Et c’est ce qui se passe finalement car le rayon action est fortement mis de côté et même traité par-dessus la jambe. Le passage en France est par exemple pas loin d’être indigent, tant pour son côté complètement improbable que pour sa paresse dans la réalisation. De façon très claire, Zemeckis nous fait comprendre que l’enjeu pour lui se trouve dans la relation entre Max et Marianne, au point d’en oublier complètement les personnages secondaires. Pour autant, il n’hésite pas à faire de grandes ellipses qui empêchent le spectateur de vraiment s’identifier à ce couple auquel on ne croit jamais véritablement.
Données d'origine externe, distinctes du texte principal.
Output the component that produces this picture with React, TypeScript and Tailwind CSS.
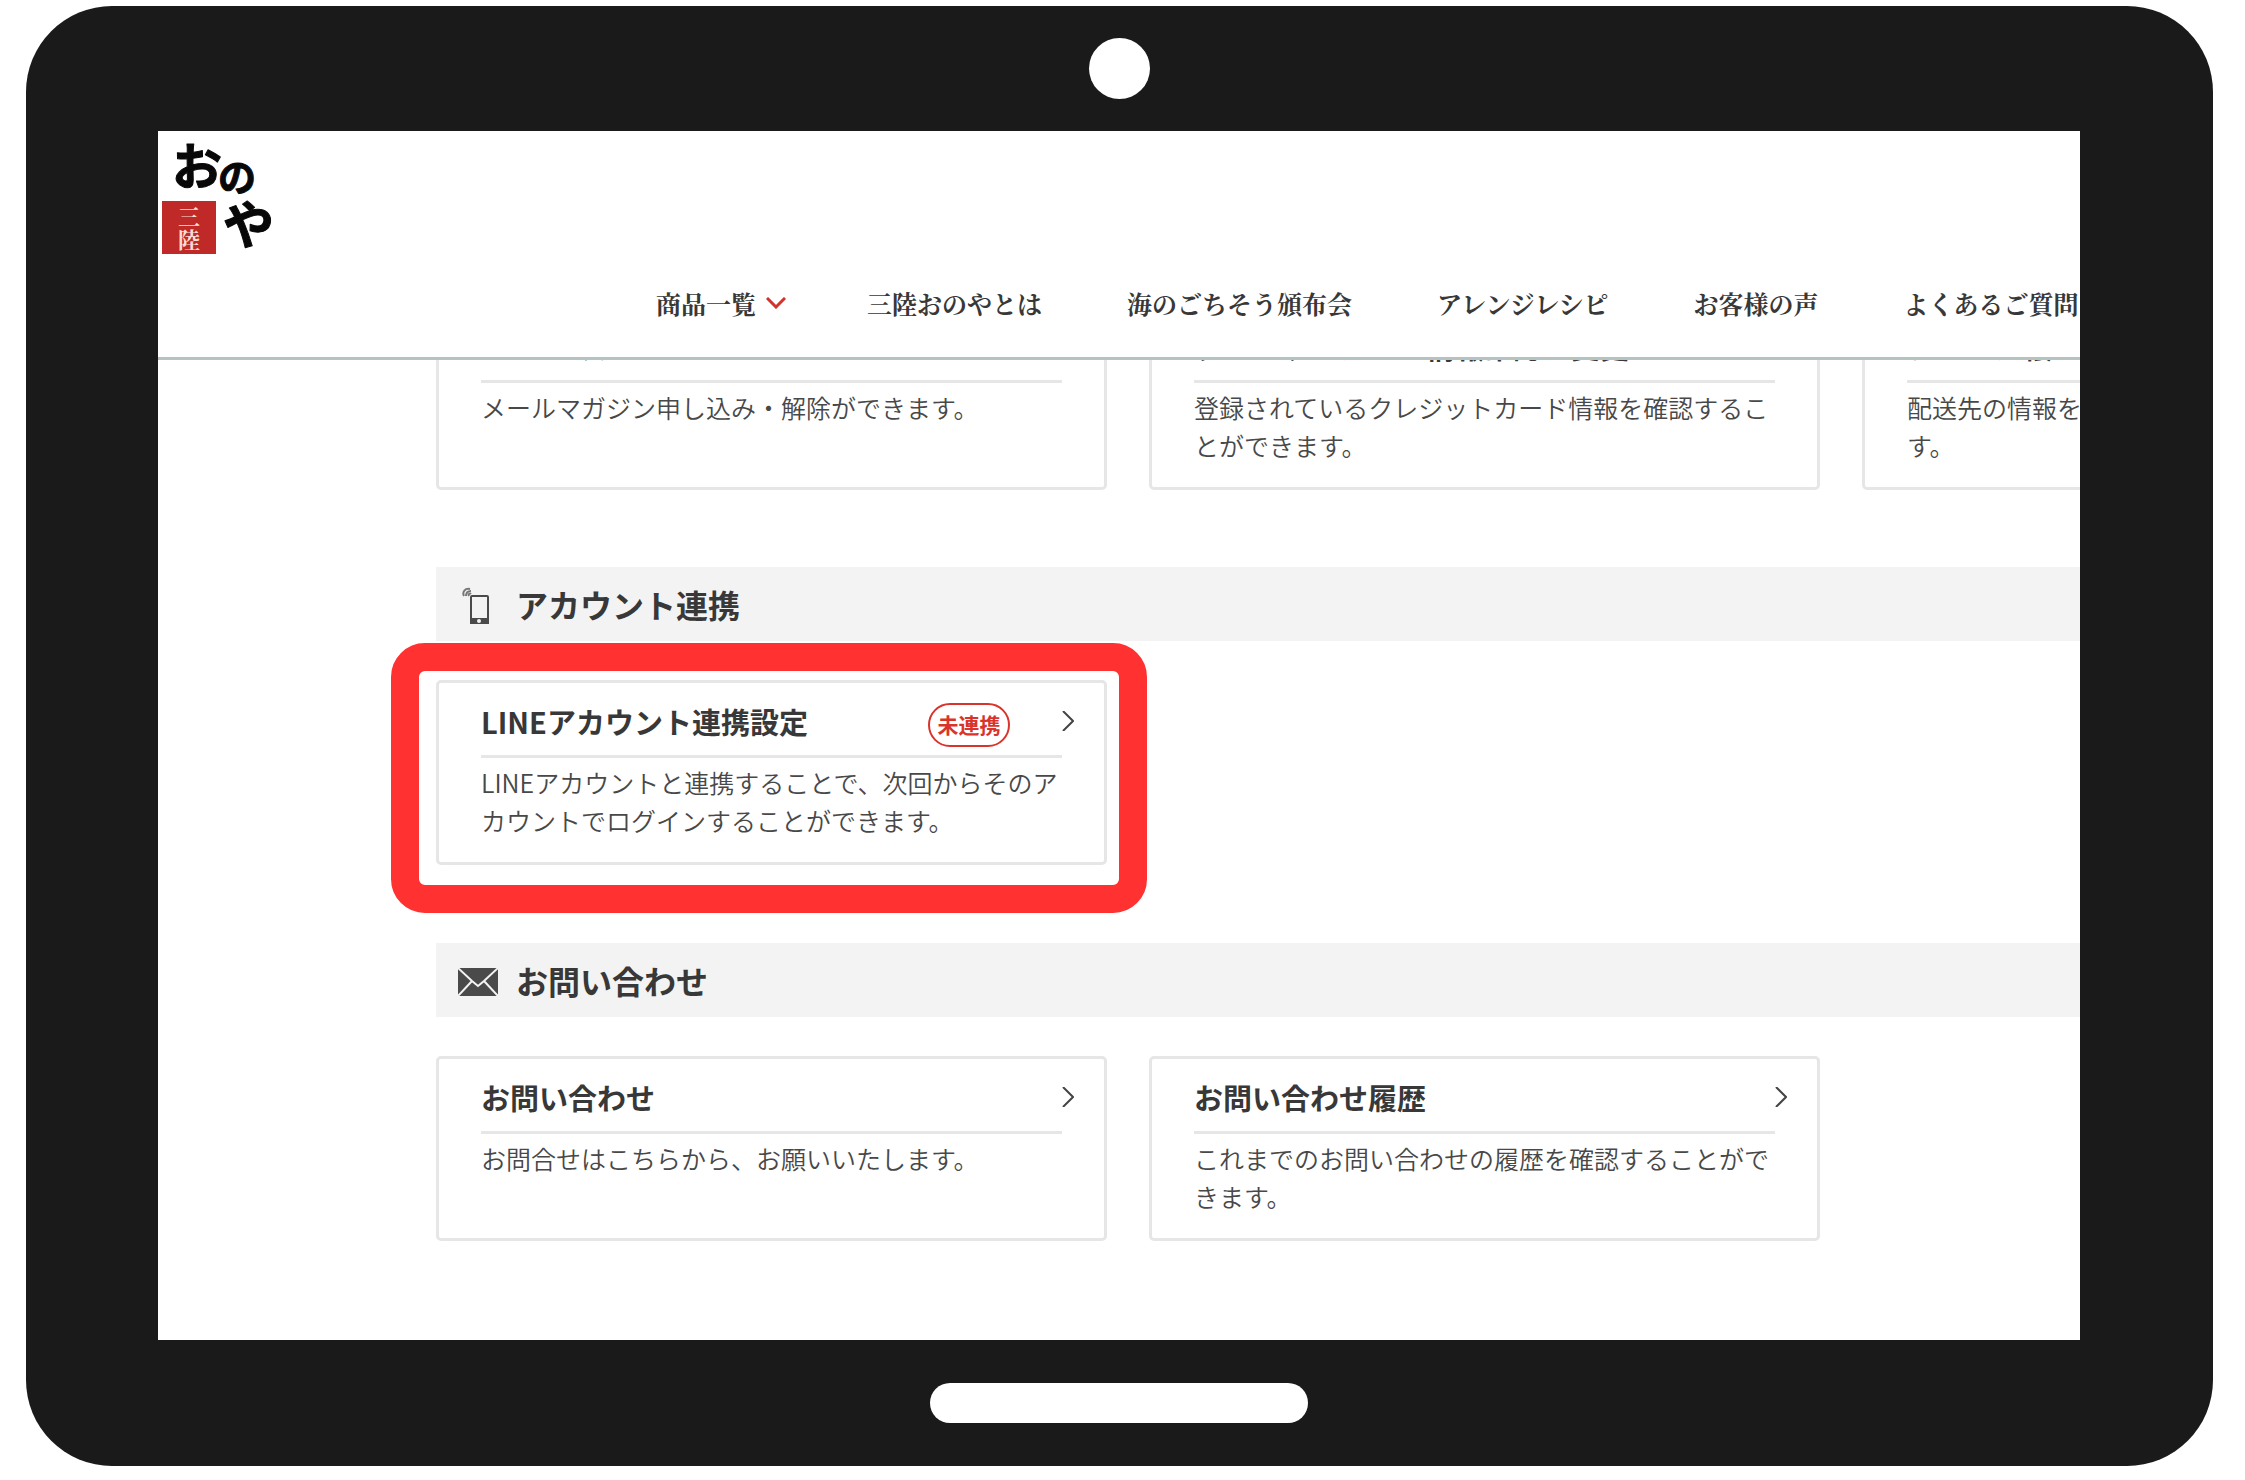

Cela donne un rythme très étrange, où on a le sentiment de passer beaucoup de temps sur des événements futiles et de survoler ce qui devrait être essentiel (comme la fin, franchement bâclée). Par contre, si Robert Zemeckis souhaitait rendre hommage aux grands mélos de la grande époque hollywoodienne, on peut dire qu’il a réussi son pari. Car Alliés a tout d’un film à l’ancienne, que ce soit dans les décors (gros boulot de reconstitution), les costumes ou la façon de filmer. Ainsi, on peut d’une certaine façon louer le travail du metteur en scène qui s’inscrit dans une veine clairement classique et qui l’assume jusqu’au bout. L’ensemble est plutôt élégant avec quelques passages qui sont même vraiment réussis visuellement mais alimente une mécanique qui, elle, tourne à vide. Et Zemeckis n’est jamais à l’abri d’un dérapage et deux séquences en particulier viennent rappeler que la frontière entre le romantisme exacerbé et le kitsch est parfois ténue… Ce sont deux scènes fondatrices dans la vie du couple (premier rapport et accouchement) et, dans les deux cas, la mise en scène est bien trop surlignée pour émouvoir le spectateur. Malgré tous leurs efforts, Marion Cotillard et Brad Pitt, paraissent presque désincarnés et ne parviennent en tout cas jamais à donner vraiment vie à un long métrage devant lequel on ne s’ennuie pas, soyons honnête, mais que l’on aimerait voir décoller, ce qui n’est jamais le cas.